Professional Appraisal by a Qualified Expert
This is the most accurate way to determine the market value of a property at a specific point in time, provided that the professional appointed has no conflict of interest.
Do not entrust the valuation of your property to someone who offers a free appraisal solely to secure a future mandate to sell your property.
Look for a professional who deals exclusively (or almost exclusively) with the valuation of residential or commercial properties.
You pay a fee and receive an impartial valuation of your property.
Once the value of the property has been determined, we can move on to calculating the gross annual rental yield, which is the total amount the tenant pays in rent each year.
Let’s assume your property is worth €200,000 and you receive €10,000 per year in rent.
At this point, we can calculate the gross yield percentage by dividing the gross annual rent by the value of the property.
In our example, the gross yield would be 5% (€10,000 / €200,000).
However, gross yield does not tell the whole story.
We must also consider all the expenses associated with the property, from property taxes (IMU, etc.) to ordinary and extraordinary maintenance costs.
For example, if the total annual expenses for the property amount to €3,000, the net rental income is reduced to €7,000.
The net yield percentage would then drop to 3.5% (€7,000 / €200,000).
This calculation is essential to assess whether the real estate investment is worthwhile or whether it might be better to sell the property and invest the capital in something more profitable.
Taxes and Management Costs: How Much Do They Impact Returns?
One aspect that property owners often overlook is the weight of taxes and ongoing expenses.
In Italy, for any property other than your primary residence, you are required to pay property taxes, such as IMU.
On top of that, there are taxes on rental income, which depend on the tax regime you choose, such as the cedolare secca, which applies a rate of 21% or 10% for regulated rental agreements.

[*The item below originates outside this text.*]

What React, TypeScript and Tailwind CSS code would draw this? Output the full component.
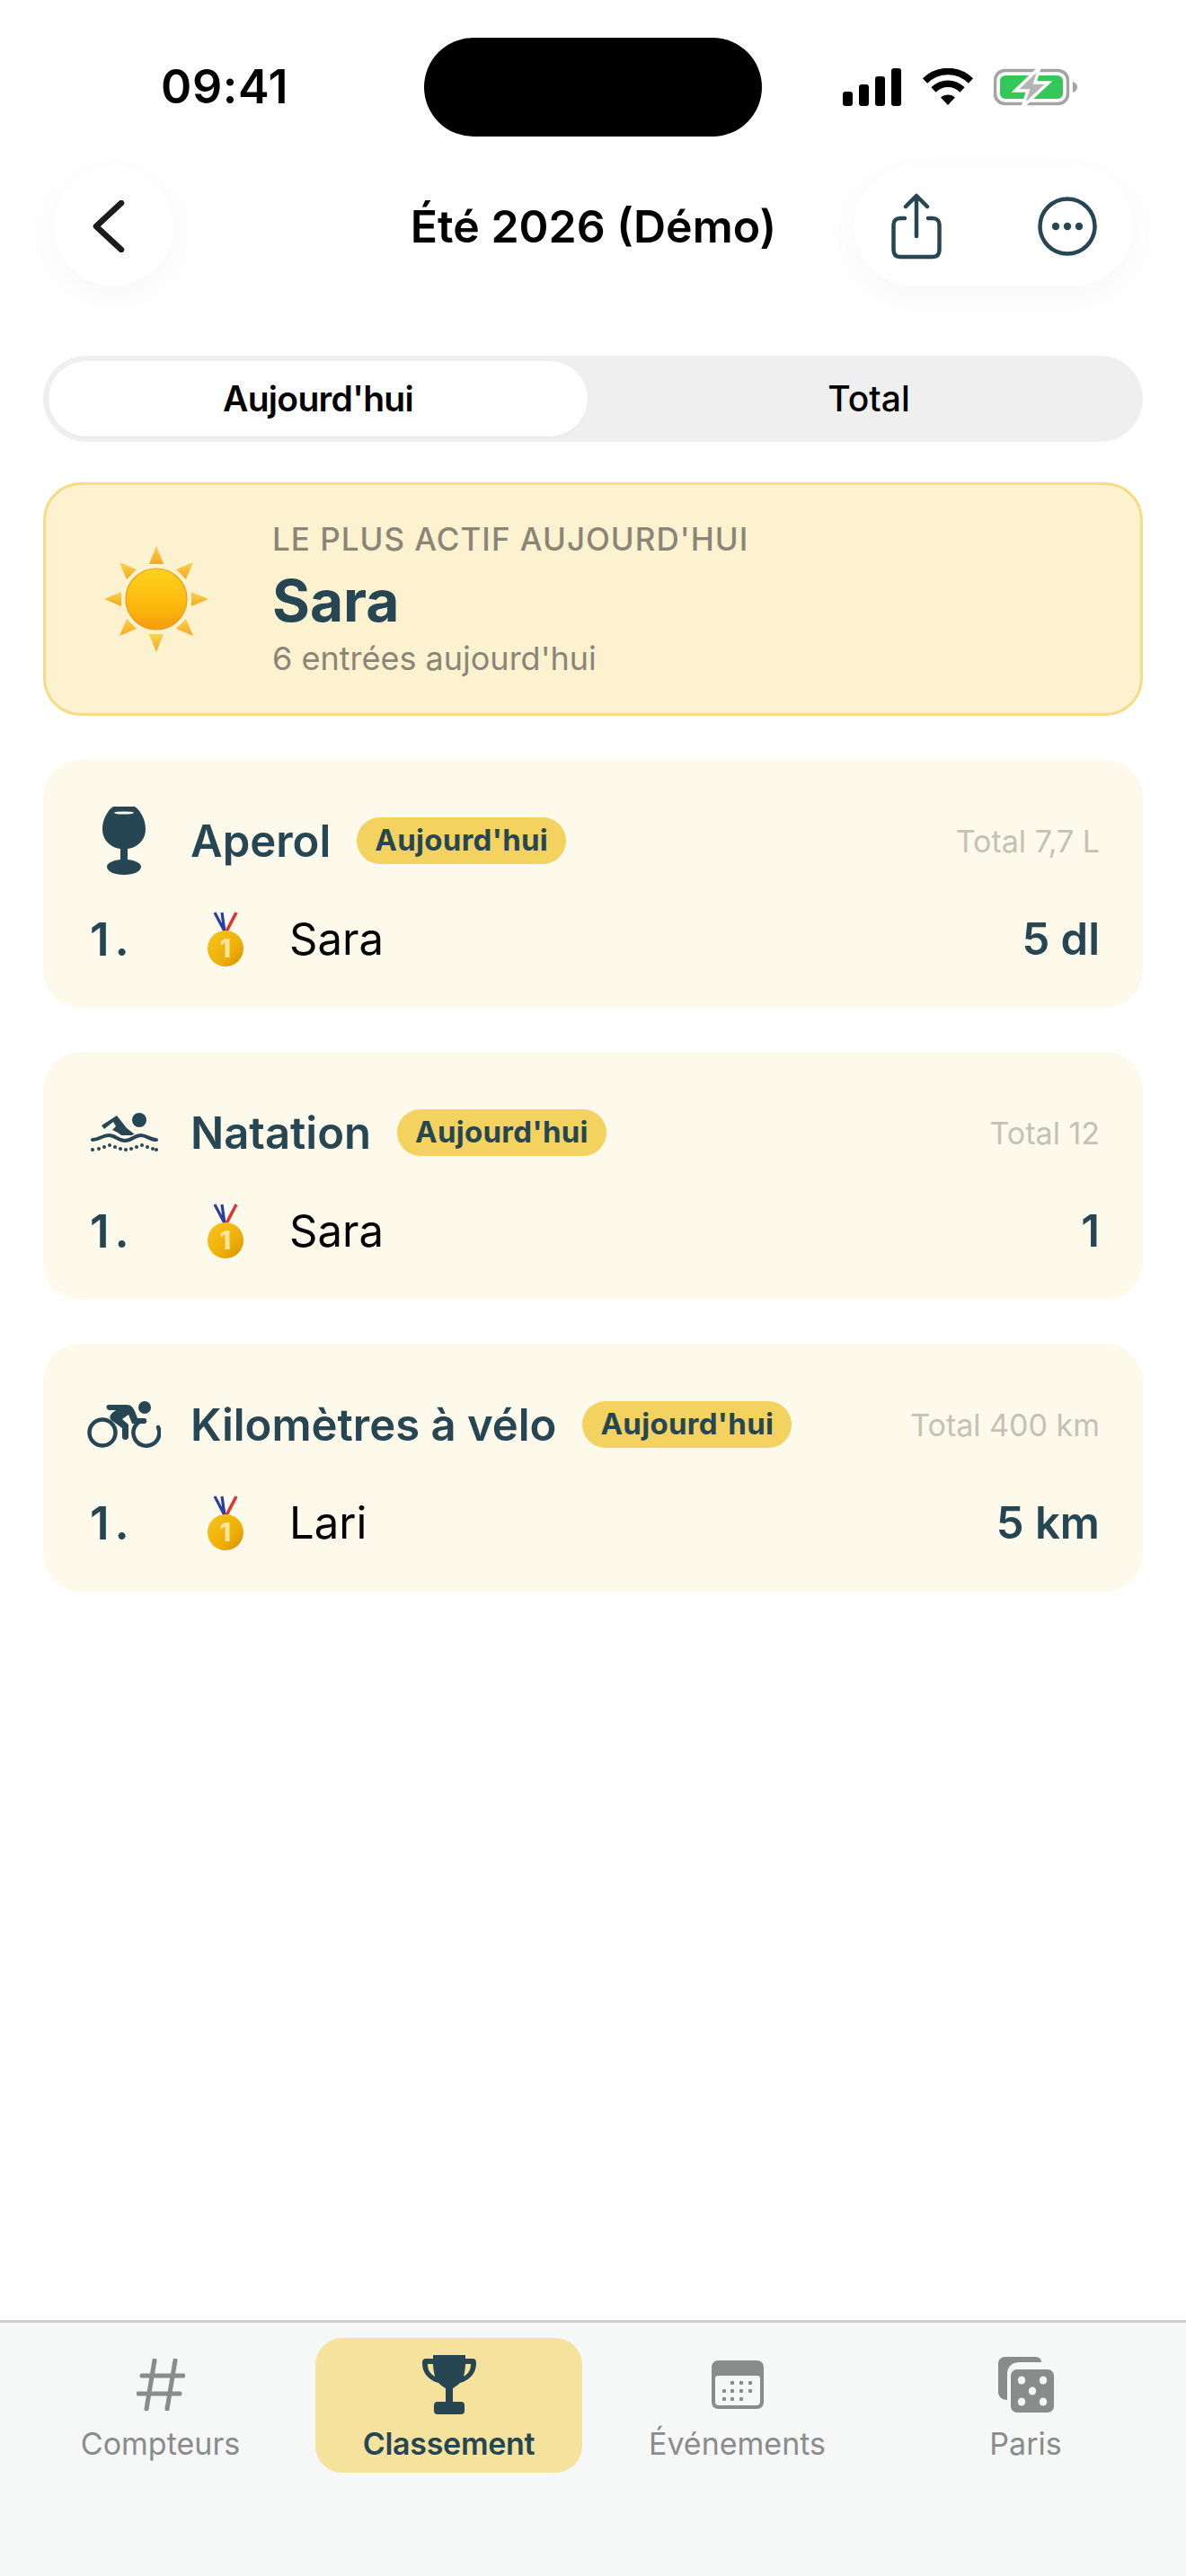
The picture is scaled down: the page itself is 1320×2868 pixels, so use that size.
const NAVY = "#264653";

const Sun = () => (
  <svg width="120" height="120" viewBox="0 0 120 120">
    <defs>
      <linearGradient id="sunBody" x1="0" y1="0" x2="0" y2="1">
        <stop offset="0" stopColor="#ffd21f" />
        <stop offset="0.7" stopColor="#fbb40a" />
        <stop offset="1" stopColor="#f39a12" />
      </linearGradient>
      <linearGradient id="sunRay" x1="0" y1="0" x2="0" y2="1">
        <stop offset="0" stopColor="#fbd24a" />
        <stop offset="1" stopColor="#f6a821" />
      </linearGradient>
    </defs>
    <g fill="url(#sunRay)">
      <polygon points="60,1 68,21 52,21" />
      <polygon points="60,119 68,99 52,99" />
      <polygon points="2,60 21,52 21,68" />
      <polygon points="118,60 99,52 99,68" />
      <polygon points="19,19 38,27 27,38" />
      <polygon points="101,19 82,27 93,38" />
      <polygon points="19,101 38,93 27,82" />
      <polygon points="101,101 82,93 93,82" />
    </g>
    <circle cx="60" cy="60" r="34" fill="url(#sunBody)" stroke="#ee9a1c" strokeWidth="1.2" />
  </svg>
);

const Medal = () => (
  <svg width="42" height="62" viewBox="0 0 42 62">
    <defs>
      <linearGradient id="medalGold" x1="0" y1="0" x2="1" y2="1">
        <stop offset="0" stopColor="#f7c51e" />
        <stop offset="0.6" stopColor="#efb008" />
        <stop offset="1" stopColor="#d98f00" />
      </linearGradient>
    </defs>
    <path d="M21 22 L9 1 H33 Z" fill="#ffffff" />
    <path d="M20 22 L9 1 M20 22 L17 1" fill="none" stroke="#2a3f9e" strokeWidth="3.2" />
    <path d="M22 22 L33 1" fill="none" stroke="#e0352b" strokeWidth="3.6" />
    <circle cx="21" cy="41" r="20" fill="url(#medalGold)" />
    <text x="21" y="51" textAnchor="middle" fontSize="28" fontWeight="800" fontFamily="Inter" fill="#fbe59a">1</text>
  </svg>
);

const Wine = () => (
  <svg width="48" height="76" viewBox="0 0 48 76">
    <path d="M12 0 H36 C43 5 48 15 48 25 C48 38 38 46 28 47 V59 C37 60 43 63 43 67 C43 72 35 76 24 76 C13 76 5 72 5 67 C5 63 11 60 20 59 V47 C10 46 0 38 0 25 C0 15 5 5 12 0 Z" fill={NAVY} />
    <ellipse cx="24" cy="7" rx="11" ry="1.6" fill="#fefaeb" />
  </svg>
);

const Swim = () => (
  <svg width="76" height="44" viewBox="0 0 76 44">
    <circle cx="55" cy="8" r="8" fill={NAVY} />
    <path d="M13 14 L30 3 L41 17 L50 24 C44 24 38 26 33 23 C30 21 27 20 25 19 L29 15 L26 10 L16 18 Z" fill={NAVY} />
    <path d="M27 18 L35 13 L48 25 L35 25 Z" fill={NAVY} />
    <path d="M3 30 C10 30 14 25 21 25 C29 25 31 31 39 31 C47 31 49 25 57 25 C63 25 67 30 74 30" fill="none" stroke={NAVY} strokeWidth="4" strokeLinecap="round" />
    <g fill={NAVY}>
      <circle cx="3" cy="41" r="2" /><circle cx="10" cy="40" r="2" /><circle cx="16" cy="38" r="2" />
      <circle cx="22" cy="36" r="2" /><circle cx="28" cy="38" r="2" /><circle cx="34" cy="40" r="2" />
      <circle cx="40" cy="41" r="2" /><circle cx="46" cy="40" r="2" /><circle cx="52" cy="38" r="2" />
      <circle cx="58" cy="36" r="2" /><circle cx="64" cy="38" r="2" /><circle cx="70" cy="40" r="2" /><circle cx="74" cy="41" r="2" />
    </g>
  </svg>
);

const Bike = () => (
  <svg width="82" height="52" viewBox="0 0 82 52">
    <circle cx="17" cy="35" r="14.5" fill="none" stroke={NAVY} strokeWidth="4.5" />
    <path d="M58 23 A14.5 14.5 0 1 0 79 29" fill="none" stroke={NAVY} strokeWidth="4.5" strokeLinecap="round" />
    <circle cx="64" cy="7" r="7" fill={NAVY} />
    <path d="M24 4 H44 C49 4 51 7 53 11 L56 19 H64 C67 19 67 25 64 25 H50 L46 15 L39 20 L46 26 V40 C46 44 39 44 39 40 V30 L28 22 C24 19 25 16 28 13 L32 10 H25 C21 10 20 4 24 4 Z" fill={NAVY} />
  </svg>
);

const Share = () => (
  <svg width="56" height="74" viewBox="0 0 56 74" fill="none" stroke={NAVY} strokeWidth="4.5" strokeLinecap="round" strokeLinejoin="round">
    <path d="M15 28 H10 C5 28 2.5 31 2.5 35 V63 C2.5 68 5 71 10 71 H46 C51 71 53.5 68 53.5 63 V35 C53.5 31 51 28 46 28 H41" />
    <path d="M28 48 V4 M16 15 L28 3 L40 15" />
  </svg>
);

const More = () => (
  <svg width="66" height="66" viewBox="0 0 66 66">
    <circle cx="33" cy="33" r="30.5" fill="none" stroke={NAVY} strokeWidth="4.5" />
    <circle cx="20" cy="33" r="4.2" fill={NAVY} />
    <circle cx="33" cy="33" r="4.2" fill={NAVY} />
    <circle cx="46" cy="33" r="4.2" fill={NAVY} />
  </svg>
);

const Signal = () => (
  <svg width="66" height="42" viewBox="0 0 66 42" fill="#000">
    <rect x="0" y="26" width="11" height="16" rx="3" />
    <rect x="18" y="18" width="11" height="24" rx="3" />
    <rect x="36" y="9" width="11" height="33" rx="3" />
    <rect x="54" y="0" width="11" height="42" rx="3" />
  </svg>
);

const Wifi = () => (
  <svg width="58" height="42" viewBox="0 0 58 42" fill="none" stroke="#000" strokeWidth="7.5">
    <path d="M3.5 14 C18 0 40 0 54.5 14" />
    <path d="M13 24 C22 15 36 15 45 24" />
    <path d="M29 41 L21 32.5 C25 28.5 33 28.5 37 32.5 Z" fill="#000" stroke="none" />
  </svg>
);

const Battery = () => (
  <svg width="94" height="44" viewBox="0 0 94 44">
    <rect x="1.5" y="3.5" width="81" height="37" rx="11" fill="none" stroke="#a3a3a3" strokeWidth="3.5" />
    <rect x="7" y="9" width="70" height="26" rx="6" fill="#34c759" />
    <path d="M88 16 C91 17 93 19 93 22 C93 25 91 27 88 28 Z" fill="#a3a3a3" />
    <path d="M51 0 L24 26 H38 L32 44 L61 17 H46 Z" fill="#b4b4b4" stroke="#ffffff" strokeWidth="3.5" />
  </svg>
);

const Hash = () => (
  <svg width="54" height="58" viewBox="0 0 54 58" fill="none" stroke="#8a8c8c" strokeWidth="5" strokeLinecap="round">
    <path d="M20 2 L11 56 M43 2 L34 56 M6 19 H52 M2 39 H48" />
  </svg>
);

const Trophy = () => (
  <svg width="60" height="66" viewBox="0 0 60 66">
    <path d="M12 0 H48 V4 H56 C59 4 60 6 60 9 C60 20 53 28 42 31 C39 34 36 36 34 37 V52 H26 V37 C24 36 21 34 18 31 C7 28 0 20 0 9 C0 6 1 4 4 4 H12 Z M6 10 C6 17 9 21 14 24 C13 19 12 15 12 10 Z M54 10 H48 C48 15 47 19 46 24 C51 21 54 17 54 10 Z" fill={NAVY} fillRule="evenodd" />
    <rect x="13" y="52" width="34" height="14" rx="4" fill={NAVY} />
  </svg>
);

const Calendar = () => (
  <svg width="58" height="54" viewBox="0 0 58 54" fill="#8a8c8c">
    <path fillRule="evenodd" d="M8 0 H50 C55 0 58 3 58 8 V46 C58 51 55 54 50 54 H8 C3 54 0 51 0 46 V8 C0 3 3 0 8 0 Z M7 17 C5 17 4 18 4 20 V46 C4 48 5 50 8 50 H50 C53 50 54 48 54 46 V20 C54 18 53 17 51 17 Z" />
    <rect x="21" y="23" width="4" height="4" rx="1" /><rect x="31" y="23" width="4" height="4" rx="1" /><rect x="41" y="23" width="4" height="4" rx="1" />
    <rect x="12" y="32" width="4" height="4" rx="1" /><rect x="21" y="32" width="4" height="4" rx="1" /><rect x="31" y="32" width="4" height="4" rx="1" /><rect x="41" y="32" width="4" height="4" rx="1" />
    <rect x="12" y="41" width="4" height="4" rx="1" /><rect x="21" y="41" width="4" height="4" rx="1" /><rect x="31" y="41" width="4" height="4" rx="1" />
  </svg>
);

const Dice = () => (
  <svg width="62" height="62" viewBox="0 0 62 62" fill="#8a8c8c">
    <path d="M8 0 H41 C45 0 48 2 48 6 H24 C15 6 10 11 10 20 V48 C4 48 0 44 0 39 V8 C0 3 3 0 8 0 Z" />
    <rect x="14" y="14" width="48" height="48" rx="7" />
    <g fill="#f6f7f7">
      <ellipse cx="26" cy="26" rx="4.2" ry="4.6" /><ellipse cx="50" cy="26" rx="4.2" ry="4.6" />
      <ellipse cx="38" cy="38" rx="4.2" ry="4.6" />
      <ellipse cx="26" cy="50" rx="4.2" ry="4.6" /><ellipse cx="50" cy="50" rx="4.2" ry="4.6" />
    </g>
  </svg>
);

const activities = [
  { title: "Aperol", total: "Total 7,7 L", name: "Sara", value: "5 dl", icon: <Wine /> },
  { title: "Natation", total: "Total 12", name: "Sara", value: "1", icon: <Swim /> },
  { title: "Kilomètres à vélo", total: "Total 400 km", name: "Lari", value: "5 km", icon: <Bike /> },
];

const tabs = [
  { label: "Compteurs", icon: <Hash /> },
  { label: "Classement", icon: <Trophy />, active: true },
  { label: "Événements", icon: <Calendar /> },
  { label: "Paris", icon: <Dice /> },
];

export default function App() {
  return (
    <div className="w-[1320px] h-[2868px] flex flex-col bg-white font-['Inter',sans-serif] text-black overflow-hidden">
      {/* status bar */}
      <div className="grid grid-cols-[1fr_376px_1fr] items-center h-[110px] mt-[42px]">
        <span className="justify-self-start ml-[179px] text-[52px] font-semibold leading-none tracking-[0.6px]">09:41</span>
        <div className="h-[110px] rounded-full bg-black" />
        <div className="flex items-center justify-self-start ml-[90px] gap-[22px]">
          <Signal />
          <Wifi />
          <Battery />
        </div>
      </div>

      {/* header */}
      <div className="grid grid-cols-[1fr_auto_1fr] items-center h-[133px] mt-[33px] pl-[60px] pr-[59px]">
        <div className="justify-self-start w-[132px] h-[133px] rounded-full bg-white flex items-center justify-center shadow-[0_10px_50px_rgba(0,0,0,0.04)]">
          <svg width="36" height="58" viewBox="0 0 36 58" fill="none" stroke="#1c1c1e" strokeWidth="6.5" strokeLinecap="round" strokeLinejoin="round" className="mr-[10px]">
            <path d="M32 3 L4 29 L32 55" />
          </svg>
        </div>
        <h1 className="text-[50px] font-semibold leading-none">Été 2026 (Démo)</h1>
        <div className="justify-self-end w-[311px] h-[133px] rounded-full bg-white flex items-center pl-[42px] pr-[40px] justify-between shadow-[0_10px_50px_rgba(0,0,0,0.04)]">
          <Share />
          <More />
        </div>
      </div>

      {/* segmented control */}
      <div className="flex items-center mx-[48px] mt-[78px] h-[96px] p-[6px] rounded-full bg-[#efefef]">
        <div className="w-[600px] h-full rounded-full bg-white flex items-center justify-center text-[39px] font-semibold tracking-[-0.7px] shadow-[0_1px_3px_rgba(0,0,0,0.04)]">
          Aujourd'hui
        </div>
        <div className="flex-1 flex items-center justify-center pl-[14px] text-[39px] font-medium">Total</div>
      </div>

      {/* most active */}
      <div className="flex items-center mx-[48px] mt-[45px] h-[260px] rounded-[42px] border-[3px] border-[#f5dc85] bg-[#fcf2d0]">
        <div className="ml-[63px] w-[120px] flex justify-center">
          <Sun />
        </div>
        <div className="ml-[69px] flex flex-col pb-[6px]">
          <span className="text-[35px] font-medium leading-[44px] tracking-[1px] text-[#8b8578]">LE PLUS ACTIF AUJOURD'HUI</span>
          <span className="text-[64px] font-bold leading-[94px] text-[#264653]">Sara</span>
          <span className="text-[36px] leading-[34px] text-[#8b8578]">6 entrées aujourd'hui</span>
        </div>
      </div>

      {/* activities */}
      <div className="flex flex-col gap-[49px] mx-[48px] mt-[49px]">
        {activities.map((a) => (
          <div key={a.title} className="flex flex-col h-[276px] rounded-[42px] bg-[#fefaeb] pl-[49px] pr-[48px] pt-[48px]">
            <div className="flex items-center h-[84px]">
              <div className="w-[82px] flex justify-center">{a.icon}</div>
              <span className="ml-[33px] text-[49px] font-semibold leading-none text-[#264653]">{a.title}</span>
              <span className="ml-[29px] h-[52px] px-[20px] rounded-full bg-[#f3d25f] flex items-center text-[33px] font-bold tracking-[0.3px] text-[#264653]">
                Aujourd'hui
              </span>
              <span className="ml-auto text-[34px] text-[#c4c1b6]">{a.total}</span>
            </div>
            <div className="flex items-center h-[84px] mt-[26px]">
              <span className="w-[120px] pl-[3px] text-[51px] font-semibold tracking-[6px] text-[#264653]">1.</span>
              <div className="w-[62px] ml-[3px] flex justify-center">
                <Medal />
              </div>
              <span className="ml-[40px] text-[49px]">{a.name}</span>
              <span className="ml-auto text-[49px] font-semibold text-[#264653]">{a.value}</span>
            </div>
          </div>
        ))}
      </div>

      {/* tab bar */}
      <div className="mt-auto h-[285px] border-t-[3px] border-[#cfcfcf] bg-[#f6f7f7] pt-[17px]">
        <div className="grid grid-cols-[repeat(4,297px)] gap-[24px] pl-[30px]">
          {tabs.map((t) => (
            <div
              key={t.label}
              className={
                t.active
                  ? "h-[150px] rounded-[30px] bg-[#f5e39d] flex flex-col items-center pt-[17px] text-[34px] font-semibold tracking-[-0.3px] text-[#264653]"
                  : "h-[150px] rounded-[30px] flex flex-col items-center pt-[17px] text-[34px] text-[#8a8c8c]"
              }
            >
              <div className="h-[70px] flex items-center justify-center">{t.icon}</div>
              <span className="mt-[10px] leading-[41px]">{t.label}</span>
            </div>
          ))}
        </div>
      </div>
    </div>
  );
}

These taxes further reduce the gross rental yield.
If your rental income is €10,000 and you pay the 21% cedolare secca, you immediately lose €2,100 in taxes.
Then there are property management and operating costs.
These include ordinary maintenance, such as repairing appliances or building systems, as well as potential extraordinary expenses, like roof replacement or energy efficiency upgrades.
According to ISTAT, ordinary maintenance costs for an average property can range between €1,000 and €2,500 per year.
If extraordinary interventions are required, such as a full renovation of the property, these costs can increase significantly.
When all these factors are taken into account, it is not uncommon for a property with an attractive gross yield to turn into an investment with a very low net return.
Managing Rental Properties: Costs and Risks
Managing rental properties is not just about receiving regular income.
The reality is that renting out a property involves various risks and challenges that can further erode net returns.
The first risk is tenant default: not all tenants pay on time, and payment delays can turn into months of unpaid rent.
In addition, if a tenant leaves the property, you may be left without income for weeks or even months while you look for a new renter.
Rental property management costs may also include fees paid to a real estate agency to find new tenants, as well as expenses related to handling potential legal disputes.
According to estimates from Immobiliare.it, management costs can easily reach 10% of a property’s annual income, further reducing net returns.
Given all these costs and risks, you are faced with a crucial question: is the property generating a return that justifies all these complications?
If your net yield is below 2% after accounting for all expenses and risks, it may be time to consider more profitable alternatives.
Investing in a distributing ETF portfolio could provide a more stable and higher income stream, with lower risks and management costs.
If, on the other hand, your goal is capital growth, you might opt for an accumulating portfolio, allowing you to maximize long-term returns without the difficulties associated with property management.
The underlying idea is that real estate ownership is not always the best investment.